- [DATA SHOWN]
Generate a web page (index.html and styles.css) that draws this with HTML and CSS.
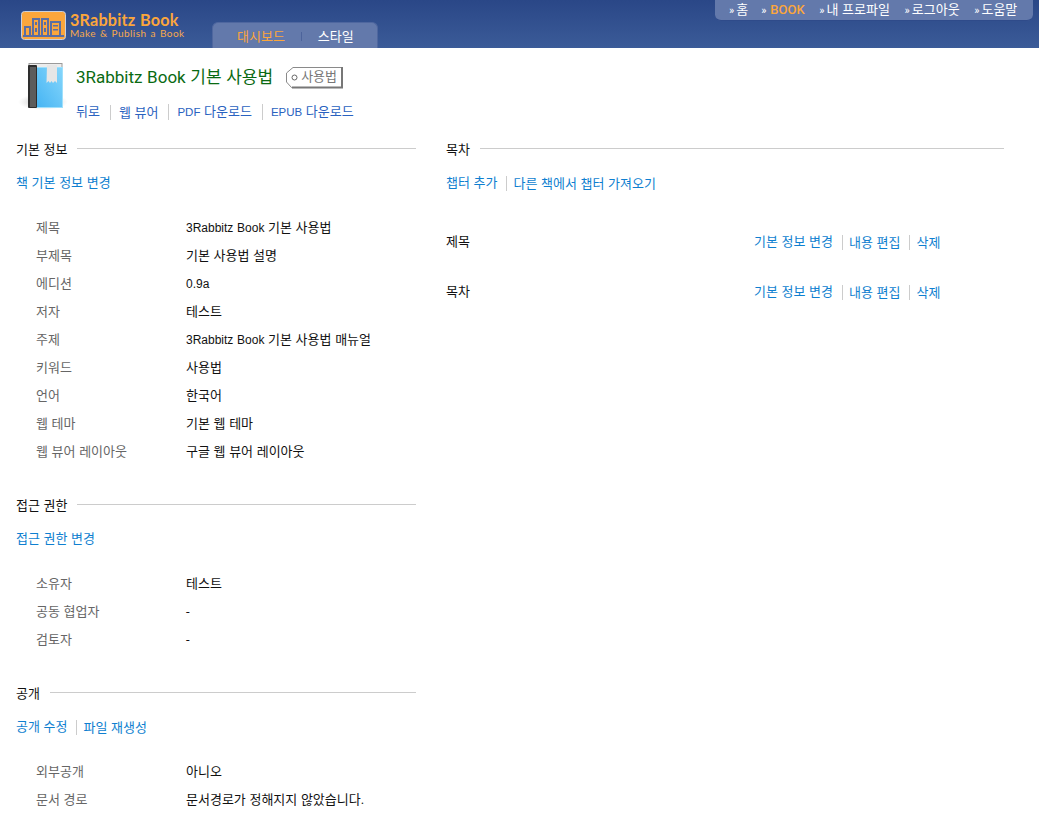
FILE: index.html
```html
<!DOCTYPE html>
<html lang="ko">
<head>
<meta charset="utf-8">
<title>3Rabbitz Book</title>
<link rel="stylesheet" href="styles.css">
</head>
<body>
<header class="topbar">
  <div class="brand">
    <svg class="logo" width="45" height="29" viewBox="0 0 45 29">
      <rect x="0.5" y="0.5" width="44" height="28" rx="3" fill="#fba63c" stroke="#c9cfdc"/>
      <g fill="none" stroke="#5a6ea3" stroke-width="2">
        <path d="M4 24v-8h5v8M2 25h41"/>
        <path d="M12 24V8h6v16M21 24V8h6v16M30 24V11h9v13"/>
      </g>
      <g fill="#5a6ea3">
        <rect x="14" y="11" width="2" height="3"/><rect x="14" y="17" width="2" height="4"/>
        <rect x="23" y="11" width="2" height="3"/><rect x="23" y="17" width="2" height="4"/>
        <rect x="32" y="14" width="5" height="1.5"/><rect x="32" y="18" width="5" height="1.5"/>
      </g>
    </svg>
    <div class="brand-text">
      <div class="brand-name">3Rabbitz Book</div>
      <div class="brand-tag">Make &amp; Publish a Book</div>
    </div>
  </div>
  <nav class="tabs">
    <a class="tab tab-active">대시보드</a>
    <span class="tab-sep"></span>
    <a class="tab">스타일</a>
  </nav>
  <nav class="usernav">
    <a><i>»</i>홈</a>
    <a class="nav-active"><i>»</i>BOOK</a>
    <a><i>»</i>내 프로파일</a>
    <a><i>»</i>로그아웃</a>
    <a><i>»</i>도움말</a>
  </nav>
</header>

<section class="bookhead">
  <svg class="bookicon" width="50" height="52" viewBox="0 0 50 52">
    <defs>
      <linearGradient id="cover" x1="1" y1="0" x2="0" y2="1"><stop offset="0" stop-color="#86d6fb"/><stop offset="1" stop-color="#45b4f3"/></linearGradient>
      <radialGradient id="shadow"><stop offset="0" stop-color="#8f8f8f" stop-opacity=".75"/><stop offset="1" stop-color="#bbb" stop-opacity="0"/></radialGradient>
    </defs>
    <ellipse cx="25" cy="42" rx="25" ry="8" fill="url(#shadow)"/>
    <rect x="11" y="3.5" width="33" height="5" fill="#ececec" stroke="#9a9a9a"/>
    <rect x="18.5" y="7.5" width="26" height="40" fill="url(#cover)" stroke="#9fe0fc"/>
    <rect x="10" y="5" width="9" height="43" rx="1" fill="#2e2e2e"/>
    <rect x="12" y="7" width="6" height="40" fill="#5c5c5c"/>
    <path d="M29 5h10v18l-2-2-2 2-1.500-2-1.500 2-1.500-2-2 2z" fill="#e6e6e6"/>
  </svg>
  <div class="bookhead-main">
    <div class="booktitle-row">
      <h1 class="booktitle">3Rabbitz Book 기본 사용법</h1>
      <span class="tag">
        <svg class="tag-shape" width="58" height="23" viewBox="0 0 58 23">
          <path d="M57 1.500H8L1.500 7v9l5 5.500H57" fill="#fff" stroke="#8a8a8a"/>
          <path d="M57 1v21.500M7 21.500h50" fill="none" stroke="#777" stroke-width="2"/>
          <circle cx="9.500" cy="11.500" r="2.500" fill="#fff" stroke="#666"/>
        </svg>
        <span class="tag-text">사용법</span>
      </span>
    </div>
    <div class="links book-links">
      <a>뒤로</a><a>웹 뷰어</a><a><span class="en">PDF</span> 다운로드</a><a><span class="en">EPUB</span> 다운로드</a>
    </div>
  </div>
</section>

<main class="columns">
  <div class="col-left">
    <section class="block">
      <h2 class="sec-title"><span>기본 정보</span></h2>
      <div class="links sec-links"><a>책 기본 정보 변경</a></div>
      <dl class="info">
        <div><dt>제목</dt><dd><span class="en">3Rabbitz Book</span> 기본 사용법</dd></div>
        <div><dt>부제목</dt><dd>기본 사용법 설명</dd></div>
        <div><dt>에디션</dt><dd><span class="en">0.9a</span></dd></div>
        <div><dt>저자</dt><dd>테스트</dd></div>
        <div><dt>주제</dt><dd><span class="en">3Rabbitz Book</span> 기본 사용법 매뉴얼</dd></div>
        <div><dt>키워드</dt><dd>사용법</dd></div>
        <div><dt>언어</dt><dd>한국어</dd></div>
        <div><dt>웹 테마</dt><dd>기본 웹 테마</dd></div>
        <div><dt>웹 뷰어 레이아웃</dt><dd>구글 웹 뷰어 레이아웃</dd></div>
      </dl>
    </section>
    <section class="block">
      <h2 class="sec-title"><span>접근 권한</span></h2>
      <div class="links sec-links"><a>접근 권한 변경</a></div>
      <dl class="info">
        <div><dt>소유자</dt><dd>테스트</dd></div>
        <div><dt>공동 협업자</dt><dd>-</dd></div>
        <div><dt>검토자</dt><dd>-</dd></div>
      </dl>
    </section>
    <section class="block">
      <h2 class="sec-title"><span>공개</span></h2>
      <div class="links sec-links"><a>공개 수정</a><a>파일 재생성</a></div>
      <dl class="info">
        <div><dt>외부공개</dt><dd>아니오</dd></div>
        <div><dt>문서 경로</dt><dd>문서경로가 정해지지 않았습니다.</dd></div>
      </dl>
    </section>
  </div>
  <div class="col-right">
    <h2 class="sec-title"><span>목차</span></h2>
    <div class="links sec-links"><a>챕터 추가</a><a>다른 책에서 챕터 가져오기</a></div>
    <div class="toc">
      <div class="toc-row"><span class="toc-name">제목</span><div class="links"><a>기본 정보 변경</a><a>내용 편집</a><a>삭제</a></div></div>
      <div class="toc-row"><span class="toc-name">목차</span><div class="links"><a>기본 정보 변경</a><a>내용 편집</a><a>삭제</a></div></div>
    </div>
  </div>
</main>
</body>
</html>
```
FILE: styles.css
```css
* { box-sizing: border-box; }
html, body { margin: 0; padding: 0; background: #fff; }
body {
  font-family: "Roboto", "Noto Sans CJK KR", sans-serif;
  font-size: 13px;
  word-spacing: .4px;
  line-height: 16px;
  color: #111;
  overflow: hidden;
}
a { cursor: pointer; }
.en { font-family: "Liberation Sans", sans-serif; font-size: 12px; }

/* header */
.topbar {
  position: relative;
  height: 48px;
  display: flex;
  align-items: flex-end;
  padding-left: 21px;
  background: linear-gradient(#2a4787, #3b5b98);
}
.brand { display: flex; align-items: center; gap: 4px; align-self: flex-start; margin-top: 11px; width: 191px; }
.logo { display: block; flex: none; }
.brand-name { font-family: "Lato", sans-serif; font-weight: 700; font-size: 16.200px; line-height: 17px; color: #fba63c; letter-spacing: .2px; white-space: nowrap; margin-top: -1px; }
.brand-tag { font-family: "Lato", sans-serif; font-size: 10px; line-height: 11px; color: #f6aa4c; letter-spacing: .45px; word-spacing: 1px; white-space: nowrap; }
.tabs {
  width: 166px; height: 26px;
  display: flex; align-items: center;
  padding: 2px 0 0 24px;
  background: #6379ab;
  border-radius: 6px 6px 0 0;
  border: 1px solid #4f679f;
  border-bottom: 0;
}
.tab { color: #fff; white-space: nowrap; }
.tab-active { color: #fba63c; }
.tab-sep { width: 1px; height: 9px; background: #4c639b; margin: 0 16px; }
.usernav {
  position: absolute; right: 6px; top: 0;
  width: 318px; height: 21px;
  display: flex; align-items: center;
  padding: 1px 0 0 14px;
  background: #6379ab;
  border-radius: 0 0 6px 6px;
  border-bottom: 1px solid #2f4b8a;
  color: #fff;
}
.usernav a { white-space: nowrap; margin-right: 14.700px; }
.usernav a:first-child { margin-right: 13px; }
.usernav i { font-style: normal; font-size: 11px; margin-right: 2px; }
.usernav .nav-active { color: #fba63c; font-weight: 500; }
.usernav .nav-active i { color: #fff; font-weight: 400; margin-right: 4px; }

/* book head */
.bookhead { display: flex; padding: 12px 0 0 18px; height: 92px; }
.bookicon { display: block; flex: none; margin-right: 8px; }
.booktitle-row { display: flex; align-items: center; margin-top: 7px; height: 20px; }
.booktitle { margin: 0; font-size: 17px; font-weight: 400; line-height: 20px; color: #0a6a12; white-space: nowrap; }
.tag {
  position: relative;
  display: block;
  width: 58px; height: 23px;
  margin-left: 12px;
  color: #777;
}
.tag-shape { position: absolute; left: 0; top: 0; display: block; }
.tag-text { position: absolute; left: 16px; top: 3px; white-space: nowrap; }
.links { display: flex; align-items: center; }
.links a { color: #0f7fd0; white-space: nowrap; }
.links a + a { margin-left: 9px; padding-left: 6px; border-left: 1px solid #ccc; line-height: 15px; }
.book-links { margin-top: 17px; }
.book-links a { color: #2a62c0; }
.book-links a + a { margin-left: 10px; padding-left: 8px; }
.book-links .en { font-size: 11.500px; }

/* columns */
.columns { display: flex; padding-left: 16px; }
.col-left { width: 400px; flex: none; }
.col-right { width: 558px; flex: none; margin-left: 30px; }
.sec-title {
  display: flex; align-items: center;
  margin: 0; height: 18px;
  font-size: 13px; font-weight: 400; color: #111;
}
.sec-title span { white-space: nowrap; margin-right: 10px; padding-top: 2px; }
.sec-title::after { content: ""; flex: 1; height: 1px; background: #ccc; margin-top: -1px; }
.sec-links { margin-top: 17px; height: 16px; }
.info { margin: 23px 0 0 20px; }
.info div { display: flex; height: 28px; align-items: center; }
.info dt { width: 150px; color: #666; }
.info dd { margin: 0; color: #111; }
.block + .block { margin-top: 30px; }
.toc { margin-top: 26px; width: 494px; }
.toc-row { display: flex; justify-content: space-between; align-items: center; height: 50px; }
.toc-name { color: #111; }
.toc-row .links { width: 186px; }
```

- [WHAT IS BEING ASKED] Return every line containing "index".

- [TASK ANSWER]
Generate a web page (index.html and styles.css) that draws this with HTML and CSS.
FILE: index.html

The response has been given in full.